Gemäß § 125 tsch. ZPO können alle Mittel als Beweis dienen, mit denen der Zustand der Sache festgestellt werden kann, vornehmlich eine Zeugenvernehmung, ein Sachverständigengutachten, Nachrichten und Stellungnahmen der Behörden, der natürlichen oder juristischen Personen, Einträge von Notaren oder Gerichtsvollziehern und andere Urkunden, Untersuchungen sowie eine Vernehmung der Teilnehmer. Ist die Art der Beweisführung nicht vorgegeben, bestimmt sie das Gericht. Gemäß § 126 tsch. ZPO ist jede natürliche Person, die nicht Prozesspartei ist, verpflichtet, sich zur Gerichts­verhandlung einzufinden und als Zeuge auszusagen. Sie muss die Wahrheit aussagen und darf nichts verheimlichen. Sie darf nur dann die Aussage verweigern, wenn diese sie oder ihre Nahstehenden der Gefahr einer Strafverfolgung aussetzen würde; über die Begründetheit der Aussageverweigerung entscheidet das Gericht. Zu Beginn der Vernehmung ist die Identität des Zeugen festzustellen, sowie die Umstände, die auf seine Glaubwürdigkeit Einfluss haben können. Weiterhin muss der Zeuge über die Bedeutung seiner Zeugenaussage, über seine Rechte und Pflichten und über die strafrechtlichen Folgen einer Falschaussage belehrt werden. Der Vorsitzende fordert den Zeugen auf, kontinuierlich all das zu schildern, was er zum Gegenstand der Vernehmung weiß. Zur Befragung sind nacheinander der Vorsitzende des Senats, die Mitglieder des Senats, die Prozessparteien und die Sachverständigen berechtigt.

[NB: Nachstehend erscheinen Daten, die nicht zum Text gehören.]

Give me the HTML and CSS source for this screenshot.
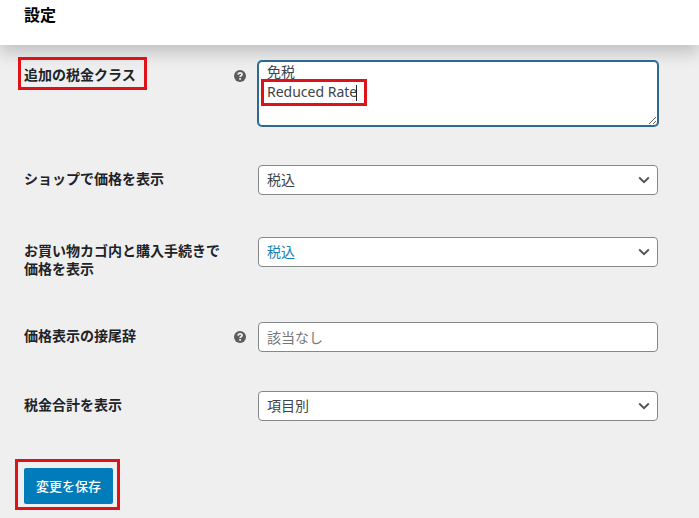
FILE: index.html
```html
<!DOCTYPE html>
<html lang="ja">
<head>
<meta charset="utf-8">
<meta name="viewport" content="width=device-width, initial-scale=1">
<title>設定</title>
<link rel="stylesheet" href="styles.css">
</head>
<body>
<header class="page-header"><h1>設定</h1></header>
<main>
<form class="settings">
  <div class="row">
    <div class="label-cell">
      <label class="marked" for="tax-classes">追加の税金クラス</label>
      <svg class="help" viewBox="0 0 12 12" aria-hidden="true"><circle cx="6" cy="6" r="6"/><path d="M4.1 4.6C4.2 3.4 5 2.9 6.1 2.9S8 3.5 8 4.5C8 5.8 6.1 5.8 6.1 7.1M6.1 8.1V9.7"/></svg>
    </div>
    <div class="control text-area">
      <textarea id="tax-classes" spellcheck="false">免税
Reduced Rate</textarea>
      <span class="line-mark"></span>
    </div>
  </div>
  <div class="row">
    <div class="label-cell"><label for="shop-prices">ショップで価格を表示</label></div>
    <div class="control dropdown">
      <select id="shop-prices"><option>税込</option></select>
      <svg class="chevron" viewBox="0 0 12 8" aria-hidden="true"><path d="M1.2 1.5 6 6.2l4.8-4.7"/></svg>
    </div>
  </div>
  <div class="row">
    <div class="label-cell"><label for="cart-prices">お買い物カゴ内と購入手続きで価格を表示</label></div>
    <div class="control dropdown">
      <select id="cart-prices" class="hovered"><option>税込</option></select>
      <svg class="chevron" viewBox="0 0 12 8" aria-hidden="true"><path d="M1.2 1.5 6 6.2l4.8-4.7"/></svg>
    </div>
  </div>
  <div class="row">
    <div class="label-cell">
      <label for="suffix">価格表示の接尾辞</label>
      <svg class="help" viewBox="0 0 12 12" aria-hidden="true"><circle cx="6" cy="6" r="6"/><path d="M4.1 4.6C4.2 3.4 5 2.9 6.1 2.9S8 3.5 8 4.5C8 5.8 6.1 5.8 6.1 7.1M6.1 8.1V9.7"/></svg>
    </div>
    <div class="control"><input id="suffix" type="text" placeholder="該当なし"></div>
  </div>
  <div class="row">
    <div class="label-cell"><label for="tax-totals">税金合計を表示</label></div>
    <div class="control dropdown">
      <select id="tax-totals"><option>項目別</option></select>
      <svg class="chevron" viewBox="0 0 12 8" aria-hidden="true"><path d="M1.2 1.5 6 6.2l4.8-4.7"/></svg>
    </div>
  </div>
  <div class="submit"><button type="submit">変更を保存</button></div>
</form>
</main>
</body>
</html>
```
FILE: styles.css
```css
* { box-sizing: border-box; }
body {
  margin: 0;
  background: #efefef;
  color: #1d2327;
  font: 14px/18px "Noto Sans", "Noto Sans CJK JP", sans-serif;
}
.page-header {
  padding: 5px 24px 20px;
  background: #fff;
  box-shadow: 0 8px 16px rgba(85, 90, 95, 0.3);
}
h1 {
  margin: 0;
  color: #000;
  font-size: 16px;
  line-height: 20px;
  font-weight: 700;
}
.settings {
  display: flex;
  flex-direction: column;
  gap: 39px;
  padding: 16px 41px 14px 24px;
}
.row {
  display: grid;
  grid-template-columns: 224px 1fr;
  gap: 10px;
}
.label-cell {
  display: flex;
  justify-content: space-between;
  align-items: flex-start;
  padding: 5px 0;
}
label {
  position: relative;
  max-width: 200px;
  font-weight: 700;
}
.marked::after {
  content: "";
  position: absolute;
  inset: -9px -11px -6px -6px;
  border: 3px solid #de1218;
}
.help {
  width: 12px;
  height: 12px;
  margin: 4px 2px 0 0;
  fill: #5c5c5c;
}
.help path {
  fill: none;
  stroke: #efefef;
  stroke-width: 1.8;
}
.control { position: relative; }
.dropdown { padding-bottom: 3px; }
textarea, select, input {
  display: block;
  width: 100%;
  height: 30px;
  margin: 0;
  padding: 0 8px;
  border: 1px solid #85888b;
  border-radius: 4px;
  background: #fff;
  color: #3c434a;
  font: inherit;
  appearance: none;
  outline: none;
}
textarea {
  height: 65px;
  border-color: #2c6a93;
  box-shadow: 0 0 0 1px #2c6a93;
  line-height: 20px;
  resize: vertical;
}
.line-mark {
  position: absolute;
  top: 18px;
  left: 3px;
  width: 106px;
  height: 27px;
  border: 3px solid #de1218;
  pointer-events: none;
}
.line-mark::after {
  content: "";
  position: absolute;
  top: 3px;
  right: 7px;
  width: 1px;
  height: 16px;
  background: #1d2327;
}
.hovered { color: #1683b3; }
input::placeholder {
  color: #757575;
  opacity: 1;
}
.chevron {
  position: absolute;
  top: 11px;
  right: 8px;
  width: 12px;
  height: 8px;
  fill: none;
  stroke: #50565b;
  stroke-width: 2;
  pointer-events: none;
}
.submit {
  align-self: flex-start;
  position: relative;
  margin-top: 5px;
}
.submit::after {
  content: "";
  position: absolute;
  inset: -9px -7px -6px -9px;
  border: 3px solid #de1218;
  pointer-events: none;
}
button {
  display: block;
  height: 36px;
  padding: 0 12px;
  border: 0;
  border-radius: 2px;
  background: #007cba;
  color: #fff;
  font: inherit;
  font-family: "Noto Sans CJK JP", sans-serif;
  font-size: 13px;
  font-weight: 500;
}
```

Die Beweisführung durch Zeugenvernehmung wird somit in der Praxis bei den tschechischen Gerichten in persönlicher Anwesenheit der Zeugen beim Gericht und durch Befragung der Zeugen seitens des Gerichts und der Prozessparteien, ggf. der Sachverständigen durchgeführt. Andere Formen, wie eine schriftliche Erklärung einer bestimmten Person zu einer bestimmten Tatsache, gelten nicht als Zeugenvernehmung, können jedoch als anderer Beweis im Sinne des § 125 tsch. ZPO gelten und werden so, wie jeder anderer Beweis, vom Gericht grundsätzlich im Verfahren nach § 132 tsch. ZPO gewertet, also nach dem Ermessen des Gerichts und dabei jeder Beweis einzeln und alle Beweise in ihrem wechselseitigen Zusammenhang; dabei berücksichtigt das Gericht sorgfältig all das, was während des Verfahrens ans Licht gekommen ist, einschließlich dessen, was die Prozessparteien ausgeführt haben. In dem Falle, dass die gegebene Erklärung zusätzlich auch durch ein öffentliches Schriftstück im weiter beschriebenen Sinne gemacht worden wäre, käme des Weiteren die Form der Wertung nach § 134 tsch. ZPO zur Anwendung, nach welcher gilt, dass Urkunden, die durch die Gerichte der Tschechischen Republik oder durch andere staatliche Behörden innerhalb der Grenzen des Rechtskreises, wie auch Urkunden, die durch besondere Vorschriften zu öffentlichen Urkunden erklärt worden sind, bestätigen, dass es sich um eine Verordnung oder Erklärung derjenigen Behörde handelt, die die Urkunde ausgestellt hat, und ist nicht das Gegenteil bewiesen, auch die Richtigkeit dessen, was in ihnen beurkundet oder bestätigt worden ist.


Eine etwaige Zeugenvernehmung beim Gericht eines anderen Mitgliedstaates der EU auf Grundlage einer Nachforderung eines tschechischen Gerichts richtet sich nach der Verordnung des Rates (EG) Nr. 1206/2001.